(begin)

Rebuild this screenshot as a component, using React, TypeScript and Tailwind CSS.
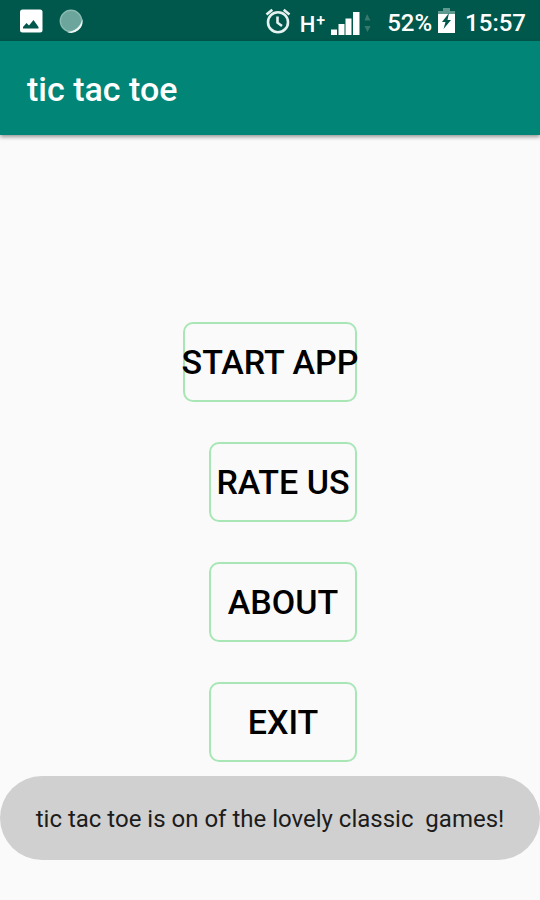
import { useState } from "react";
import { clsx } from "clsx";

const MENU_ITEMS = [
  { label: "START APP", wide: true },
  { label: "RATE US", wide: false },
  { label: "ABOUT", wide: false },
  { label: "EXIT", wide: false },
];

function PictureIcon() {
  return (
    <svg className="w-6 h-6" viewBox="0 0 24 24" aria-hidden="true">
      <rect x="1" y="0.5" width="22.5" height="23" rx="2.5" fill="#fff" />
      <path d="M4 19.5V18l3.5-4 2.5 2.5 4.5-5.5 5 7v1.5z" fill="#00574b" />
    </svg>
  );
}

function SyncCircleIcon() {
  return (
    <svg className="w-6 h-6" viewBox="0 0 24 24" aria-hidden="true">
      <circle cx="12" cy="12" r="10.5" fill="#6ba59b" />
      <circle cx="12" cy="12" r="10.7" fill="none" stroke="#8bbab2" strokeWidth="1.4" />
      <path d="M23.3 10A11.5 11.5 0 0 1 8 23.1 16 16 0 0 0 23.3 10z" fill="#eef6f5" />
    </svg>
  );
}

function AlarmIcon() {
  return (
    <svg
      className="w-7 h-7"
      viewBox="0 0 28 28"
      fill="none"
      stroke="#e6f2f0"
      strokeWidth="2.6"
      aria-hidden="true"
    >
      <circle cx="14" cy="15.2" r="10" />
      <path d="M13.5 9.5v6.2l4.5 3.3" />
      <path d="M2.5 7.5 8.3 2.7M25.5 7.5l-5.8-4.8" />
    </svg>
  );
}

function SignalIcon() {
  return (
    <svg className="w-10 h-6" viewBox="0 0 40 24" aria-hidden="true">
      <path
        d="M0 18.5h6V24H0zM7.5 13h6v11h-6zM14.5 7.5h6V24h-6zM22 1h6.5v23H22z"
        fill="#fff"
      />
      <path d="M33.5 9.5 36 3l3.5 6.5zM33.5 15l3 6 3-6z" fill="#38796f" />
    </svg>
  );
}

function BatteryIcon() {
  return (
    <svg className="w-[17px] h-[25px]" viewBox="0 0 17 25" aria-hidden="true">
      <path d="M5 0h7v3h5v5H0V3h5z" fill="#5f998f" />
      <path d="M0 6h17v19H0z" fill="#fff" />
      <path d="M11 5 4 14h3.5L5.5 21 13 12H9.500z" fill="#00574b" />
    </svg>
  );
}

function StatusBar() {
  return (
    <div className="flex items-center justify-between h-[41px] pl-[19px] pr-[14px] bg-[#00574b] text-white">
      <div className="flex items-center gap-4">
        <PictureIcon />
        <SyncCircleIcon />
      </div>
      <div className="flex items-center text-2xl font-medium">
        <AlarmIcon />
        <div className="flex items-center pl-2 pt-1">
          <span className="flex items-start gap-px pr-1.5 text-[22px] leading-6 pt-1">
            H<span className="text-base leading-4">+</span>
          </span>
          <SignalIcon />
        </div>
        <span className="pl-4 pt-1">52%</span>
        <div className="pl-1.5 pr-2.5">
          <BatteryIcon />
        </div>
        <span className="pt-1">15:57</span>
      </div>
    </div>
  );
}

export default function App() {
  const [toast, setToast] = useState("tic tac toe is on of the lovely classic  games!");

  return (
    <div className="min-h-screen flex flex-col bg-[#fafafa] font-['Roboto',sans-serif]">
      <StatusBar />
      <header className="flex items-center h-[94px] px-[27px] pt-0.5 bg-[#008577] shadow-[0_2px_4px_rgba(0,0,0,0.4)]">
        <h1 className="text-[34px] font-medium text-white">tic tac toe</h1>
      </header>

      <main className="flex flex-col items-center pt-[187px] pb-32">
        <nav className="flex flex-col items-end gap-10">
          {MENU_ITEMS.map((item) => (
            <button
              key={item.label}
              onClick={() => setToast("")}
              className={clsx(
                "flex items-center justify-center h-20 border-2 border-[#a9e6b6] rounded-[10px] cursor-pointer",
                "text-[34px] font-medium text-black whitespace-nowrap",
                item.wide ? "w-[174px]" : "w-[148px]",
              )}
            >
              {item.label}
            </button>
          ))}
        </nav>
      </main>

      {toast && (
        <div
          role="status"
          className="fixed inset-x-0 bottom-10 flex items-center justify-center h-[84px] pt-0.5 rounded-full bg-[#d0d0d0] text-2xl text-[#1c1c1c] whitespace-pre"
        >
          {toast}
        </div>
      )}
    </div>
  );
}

(end)

## EXERCISE GOAL:
Using the data above, write out every line exactly, leaving the images behind.

## THE RESULT:
Rebuild this screenshot as a component, using React, TypeScript and Tailwind CSS.
import { useState } from "react";
import { clsx } from "clsx";

const MENU_ITEMS = [
  { label: "START APP", wide: true },
  { label: "RATE US", wide: false },
  { label: "ABOUT", wide: false },
  { label: "EXIT", wide: false },
];

function PictureIcon() {
  return (
    <svg className="w-6 h-6" viewBox="0 0 24 24" aria-hidden="true">
      <rect x="1" y="0.5" width="22.5" height="23" rx="2.5" fill="#fff" />
      <path d="M4 19.5V18l3.5-4 2.5 2.5 4.5-5.5 5 7v1.5z" fill="#00574b" />
    </svg>
  );
}

function SyncCircleIcon() {
  return (
    <svg className="w-6 h-6" viewBox="0 0 24 24" aria-hidden="true">
      <circle cx="12" cy="12" r="10.5" fill="#6ba59b" />
      <circle cx="12" cy="12" r="10.7" fill="none" stroke="#8bbab2" strokeWidth="1.4" />
      <path d="M23.3 10A11.5 11.5 0 0 1 8 23.1 16 16 0 0 0 23.3 10z" fill="#eef6f5" />
    </svg>
  );
}

function AlarmIcon() {
  return (
    <svg
      className="w-7 h-7"
      viewBox="0 0 28 28"
      fill="none"
      stroke="#e6f2f0"
      strokeWidth="2.6"
      aria-hidden="true"
    >
      <circle cx="14" cy="15.2" r="10" />
      <path d="M13.5 9.5v6.2l4.5 3.3" />
      <path d="M2.5 7.5 8.3 2.7M25.5 7.5l-5.8-4.8" />
    </svg>
  );
}

function SignalIcon() {
  return (
    <svg className="w-10 h-6" viewBox="0 0 40 24" aria-hidden="true">
      <path
        d="M0 18.5h6V24H0zM7.5 13h6v11h-6zM14.5 7.5h6V24h-6zM22 1h6.5v23H22z"
        fill="#fff"
      />
      <path d="M33.5 9.5 36 3l3.5 6.5zM33.5 15l3 6 3-6z" fill="#38796f" />
    </svg>
  );
}

function BatteryIcon() {
  return (
    <svg className="w-[17px] h-[25px]" viewBox="0 0 17 25" aria-hidden="true">
      <path d="M5 0h7v3h5v5H0V3h5z" fill="#5f998f" />
      <path d="M0 6h17v19H0z" fill="#fff" />
      <path d="M11 5 4 14h3.5L5.5 21 13 12H9.500z" fill="#00574b" />
    </svg>
  );
}

function StatusBar() {
  return (
    <div className="flex items-center justify-between h-[41px] pl-[19px] pr-[14px] bg-[#00574b] text-white">
      <div className="flex items-center gap-4">
        <PictureIcon />
        <SyncCircleIcon />
      </div>
      <div className="flex items-center text-2xl font-medium">
        <AlarmIcon />
        <div className="flex items-center pl-2 pt-1">
          <span className="flex items-start gap-px pr-1.5 text-[22px] leading-6 pt-1">
            H<span className="text-base leading-4">+</span>
          </span>
          <SignalIcon />
        </div>
        <span className="pl-4 pt-1">52%</span>
        <div className="pl-1.5 pr-2.5">
          <BatteryIcon />
        </div>
        <span className="pt-1">15:57</span>
      </div>
    </div>
  );
}

export default function App() {
  const [toast, setToast] = useState("tic tac toe is on of the lovely classic  games!");

  return (
    <div className="min-h-screen flex flex-col bg-[#fafafa] font-['Roboto',sans-serif]">
      <StatusBar />
      <header className="flex items-center h-[94px] px-[27px] pt-0.5 bg-[#008577] shadow-[0_2px_4px_rgba(0,0,0,0.4)]">
        <h1 className="text-[34px] font-medium text-white">tic tac toe</h1>
      </header>

      <main className="flex flex-col items-center pt-[187px] pb-32">
        <nav className="flex flex-col items-end gap-10">
          {MENU_ITEMS.map((item) => (
            <button
              key={item.label}
              onClick={() => setToast("")}
              className={clsx(
                "flex items-center justify-center h-20 border-2 border-[#a9e6b6] rounded-[10px] cursor-pointer",
                "text-[34px] font-medium text-black whitespace-nowrap",
                item.wide ? "w-[174px]" : "w-[148px]",
              )}
            >
              {item.label}
            </button>
          ))}
        </nav>
      </main>

      {toast && (
        <div
          role="status"
          className="fixed inset-x-0 bottom-10 flex items-center justify-center h-[84px] pt-0.5 rounded-full bg-[#d0d0d0] text-2xl text-[#1c1c1c] whitespace-pre"
        >
          {toast}
        </div>
      )}
    </div>
  );
}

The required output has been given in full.